In how many lines does the string "components" appear? Answer with the number only.

* PROVIDED MATERIAL
>>

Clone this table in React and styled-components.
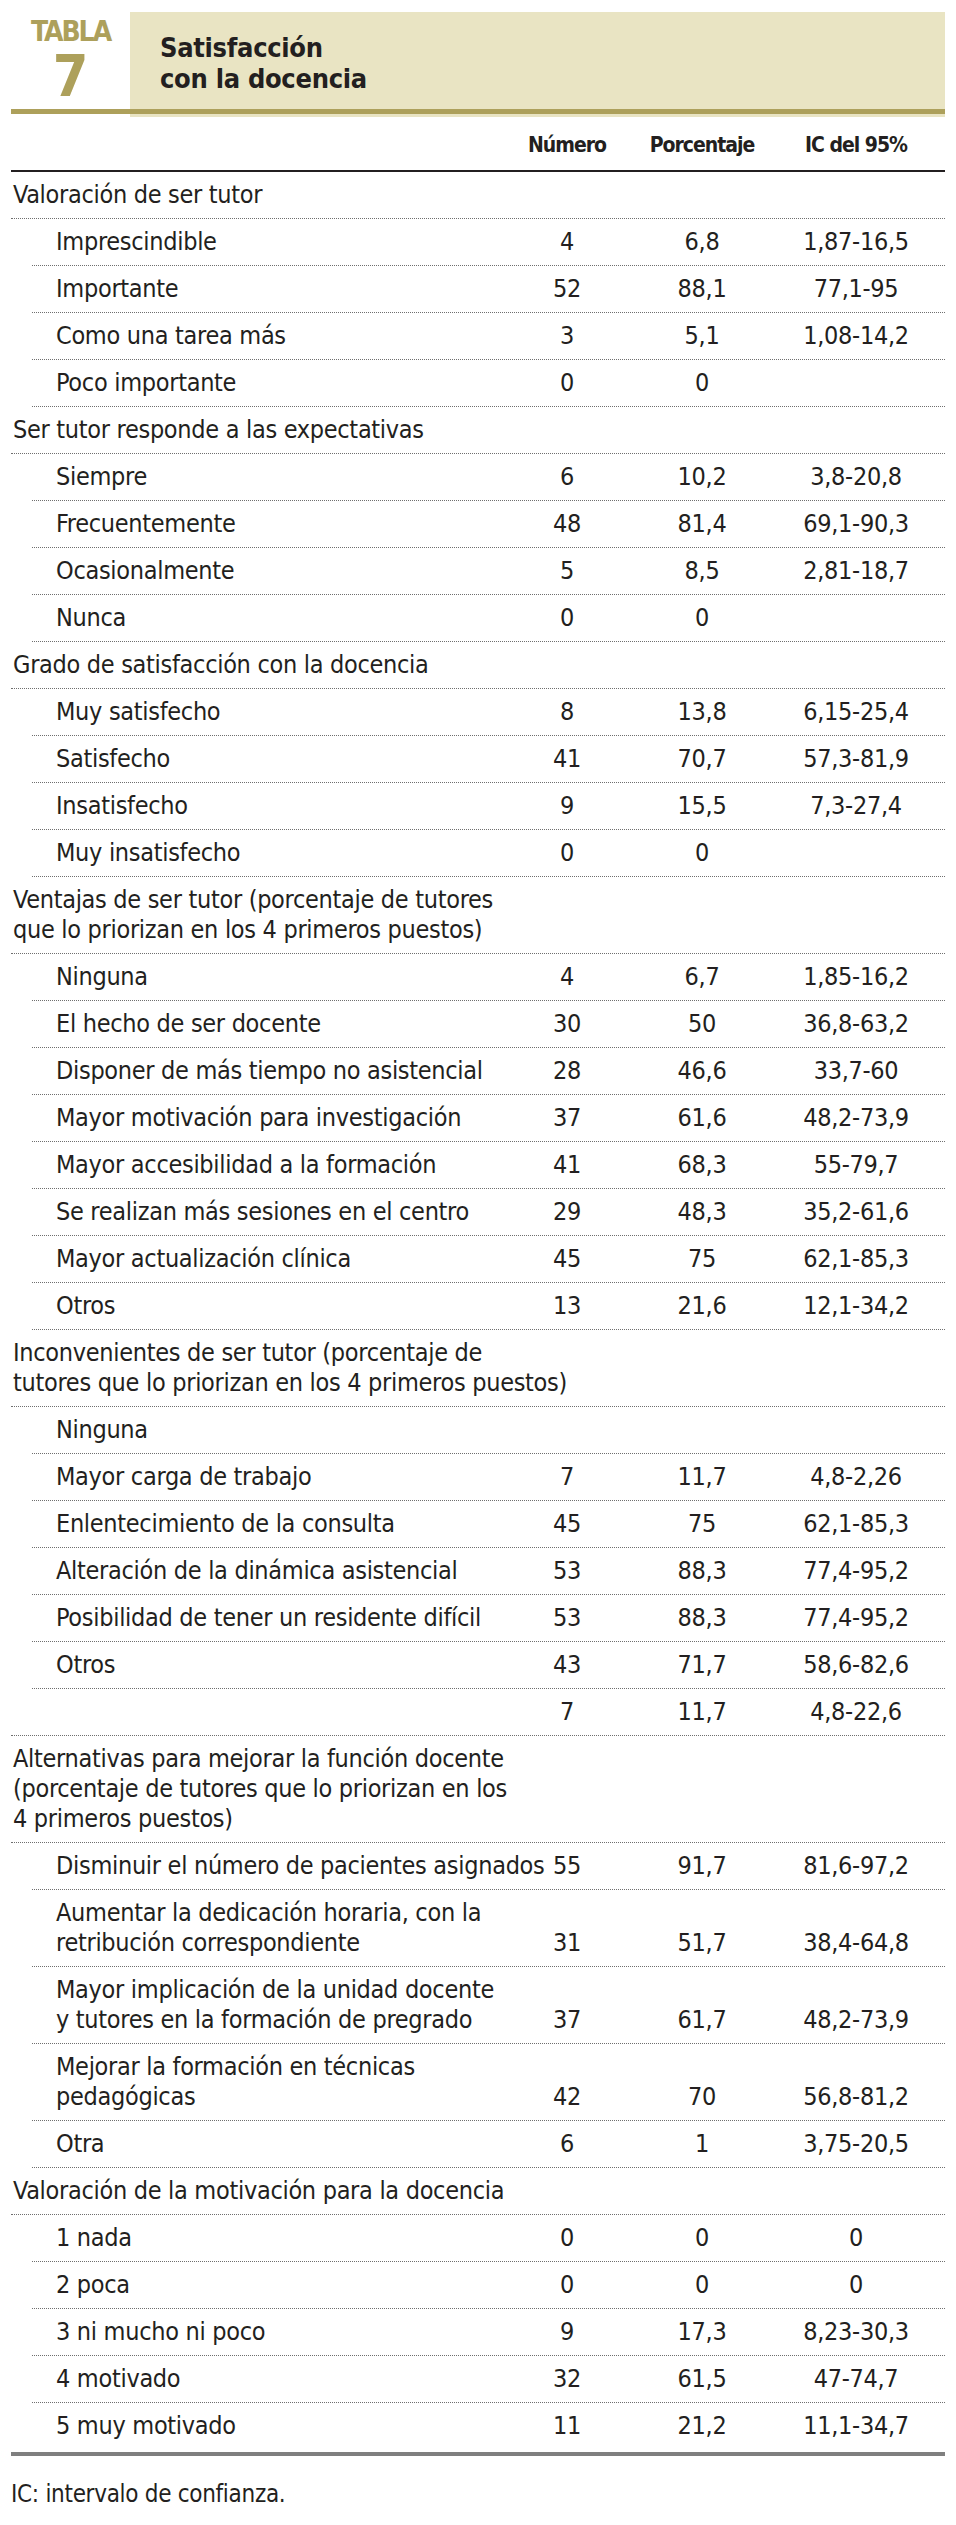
import styled, { createGlobalStyle } from "styled-components";

const GlobalStyle = createGlobalStyle`
  body {
    margin: 0;
    background: #fff;
    font-family: "DejaVu Sans Condensed", "DejaVu Sans", "Liberation Sans", sans-serif;
    font-stretch: condensed;
    color: #231f20;
  }
`;

const GOLD = "#ada05b";
const BEIGE = "#e9e4c3";

const Page = styled.div`
  width: 934px;
  padding: 12px 11px 20px;
`;

const Header = styled.div`
  position: relative;
  display: flex;
  height: 105px;
  &::after {
    content: "";
    position: absolute;
    left: 0;
    right: 0;
    bottom: 3px;
    height: 5px;
    background: ${GOLD};
  }
`;

const Badge = styled.div`
  width: 119px;
  display: flex;
  flex-direction: column;
  align-items: center;
  color: ${GOLD};
  font-weight: bold;
  padding-top: 5px;
  > .label {
    font-size: 28px;
    line-height: 30px;
    letter-spacing: -2px;
  }
  > .num {
    font-size: 57px;
    line-height: 58px;
  }
`;

const TitlePanel = styled.div`
  flex: 1;
  background: ${BEIGE};
  padding: 20px 30px 0;
  font-size: 27px;
  line-height: 31px;
  font-weight: bold;
  letter-spacing: -0.3px;
  color: #231f20;
`;

const Cols = styled.div`
  display: grid;
  grid-template-columns: minmax(0, 1fr) 134px 136px 172px;
  padding-right: 3px;
`;

const HeadRow = styled(Cols)`
  height: 51px;
  border-bottom: 2px solid #231f20;
  align-items: center;
  font-weight: bold;
  font-size: 21px;
  letter-spacing: -1px;
  padding-top: 2px;
  > span {
    text-align: center;
  }
`;

const Row = styled(Cols)`
  margin-left: ${(p) => (p.$sub ? "21px" : "0")};
  padding: 8px 3px 8px ${(p) => (p.$sub ? "24px" : "2px")};
  border-bottom: ${(p) => (p.$last ? "none" : "1px dotted #6f6f6f")};
  font-size: 25px;
  letter-spacing: -0.3px;
  line-height: 30px;
  align-items: end;
`;

const Label = styled.span`
  grid-column: ${(p) => (p.$full ? "1 / -1" : "auto")};
  white-space: nowrap;
`;

const Value = styled.span`
  text-align: center;
`;

const BottomRule = styled.div`
  height: 4px;
  background: #7f7f7f;
  margin-top: 3px;
`;

const Note = styled.p`
  margin: 23px 0 0;
  font-size: 24px;
  letter-spacing: -0.3px;
  line-height: 30px;
`;

const data = [
  { g: "Valoración de ser tutor" },
  { s: "Imprescindible", v: ["4", "6,8", "1,87-16,5"] },
  { s: "Importante", v: ["52", "88,1", "77,1-95"] },
  { s: "Como una tarea más", v: ["3", "5,1", "1,08-14,2"] },
  { s: "Poco importante", v: ["0", "0", ""] },
  { g: "Ser tutor responde a las expectativas" },
  { s: "Siempre", v: ["6", "10,2", "3,8-20,8"] },
  { s: "Frecuentemente", v: ["48", "81,4", "69,1-90,3"] },
  { s: "Ocasionalmente", v: ["5", "8,5", "2,81-18,7"] },
  { s: "Nunca", v: ["0", "0", ""] },
  { g: "Grado de satisfacción con la docencia" },
  { s: "Muy satisfecho", v: ["8", "13,8", "6,15-25,4"] },
  { s: "Satisfecho", v: ["41", "70,7", "57,3-81,9"] },
  { s: "Insatisfecho", v: ["9", "15,5", "7,3-27,4"] },
  { s: "Muy insatisfecho", v: ["0", "0", ""] },
  { g: ["Ventajas de ser tutor (porcentaje de tutores", "que lo priorizan en los 4 primeros puestos)"] },
  { s: "Ninguna", v: ["4", "6,7", "1,85-16,2"] },
  { s: "El hecho de ser docente", v: ["30", "50", "36,8-63,2"] },
  { s: "Disponer de más tiempo no asistencial", v: ["28", "46,6", "33,7-60"] },
  { s: "Mayor motivación para investigación", v: ["37", "61,6", "48,2-73,9"] },
  { s: "Mayor accesibilidad a la formación", v: ["41", "68,3", "55-79,7"] },
  { s: "Se realizan más sesiones en el centro", v: ["29", "48,3", "35,2-61,6"] },
  { s: "Mayor actualización clínica", v: ["45", "75", "62,1-85,3"] },
  { s: "Otros", v: ["13", "21,6", "12,1-34,2"] },
  { g: ["Inconvenientes de ser tutor (porcentaje de", "tutores que lo priorizan en los 4 primeros puestos)"] },
  { s: "Ninguna", v: ["", "", ""] },
  { s: "Mayor carga de trabajo", v: ["7", "11,7", "4,8-2,26"] },
  { s: "Enlentecimiento de la consulta", v: ["45", "75", "62,1-85,3"] },
  { s: "Alteración de la dinámica asistencial", v: ["53", "88,3", "77,4-95,2"] },
  { s: "Posibilidad de tener un residente difícil", v: ["53", "88,3", "77,4-95,2"] },
  { s: "Otros", v: ["43", "71,7", "58,6-82,6"] },
  { g: "", v: ["7", "11,7", "4,8-22,6"] },
  { g: ["Alternativas para mejorar la función docente", "(porcentaje de tutores que lo priorizan en los", "4 primeros puestos)"] },
  { s: "Disminuir el número de pacientes asignados", v: ["55", "91,7", "81,6-97,2"] },
  { s: ["Aumentar la dedicación horaria, con la", "retribución correspondiente"], v: ["31", "51,7", "38,4-64,8"] },
  { s: ["Mayor implicación de la unidad docente", "y tutores en la formación de pregrado"], v: ["37", "61,7", "48,2-73,9"] },
  { s: ["Mejorar la formación en técnicas", "pedagógicas"], v: ["42", "70", "56,8-81,2"] },
  { s: "Otra", v: ["6", "1", "3,75-20,5"] },
  { g: "Valoración de la motivación para la docencia" },
  { s: "1 nada", v: ["0", "0", "0"] },
  { s: "2 poca", v: ["0", "0", "0"] },
  { s: "3 ni mucho ni poco", v: ["9", "17,3", "8,23-30,3"] },
  { s: "4 motivado", v: ["32", "61,5", "47-74,7"] },
  { s: "5 muy motivado", v: ["11", "21,2", "11,1-34,7"] },
];

const lines = (text) =>
  Array.isArray(text)
    ? text.map((t, i) => (
        <span key={i}>
          {i > 0 && <br />}
          {t}
        </span>
      ))
    : text || "\u00a0";

const App = () => {
  return (
    <>
      <GlobalStyle />
      <Page>
        <Header>
          <Badge>
            <span className="label">TABLA</span>
            <span className="num">7</span>
          </Badge>
          <TitlePanel>
            Satisfacción
            <br />
            con la docencia
          </TitlePanel>
        </Header>
        <HeadRow>
          <span />
          <span>Número</span>
          <span>Porcentaje</span>
          <span>IC del 95%</span>
        </HeadRow>
        {data.map((r, i) => {
          const isSub = r.s !== undefined;
          const last = i === data.length - 1;
          return (
            <Row key={i} $sub={isSub} $last={last}>
              <Label $full={!r.v}>{lines(isSub ? r.s : r.g)}</Label>
              {r.v && r.v.map((v, j) => <Value key={j}>{v}</Value>)}
            </Row>
          );
        })}
        <BottomRule />
        <Note>IC: intervalo de confianza.</Note>
      </Page>
    </>
  );
};

export default App;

<<

* RESPONSE TO THE EXERCISE
2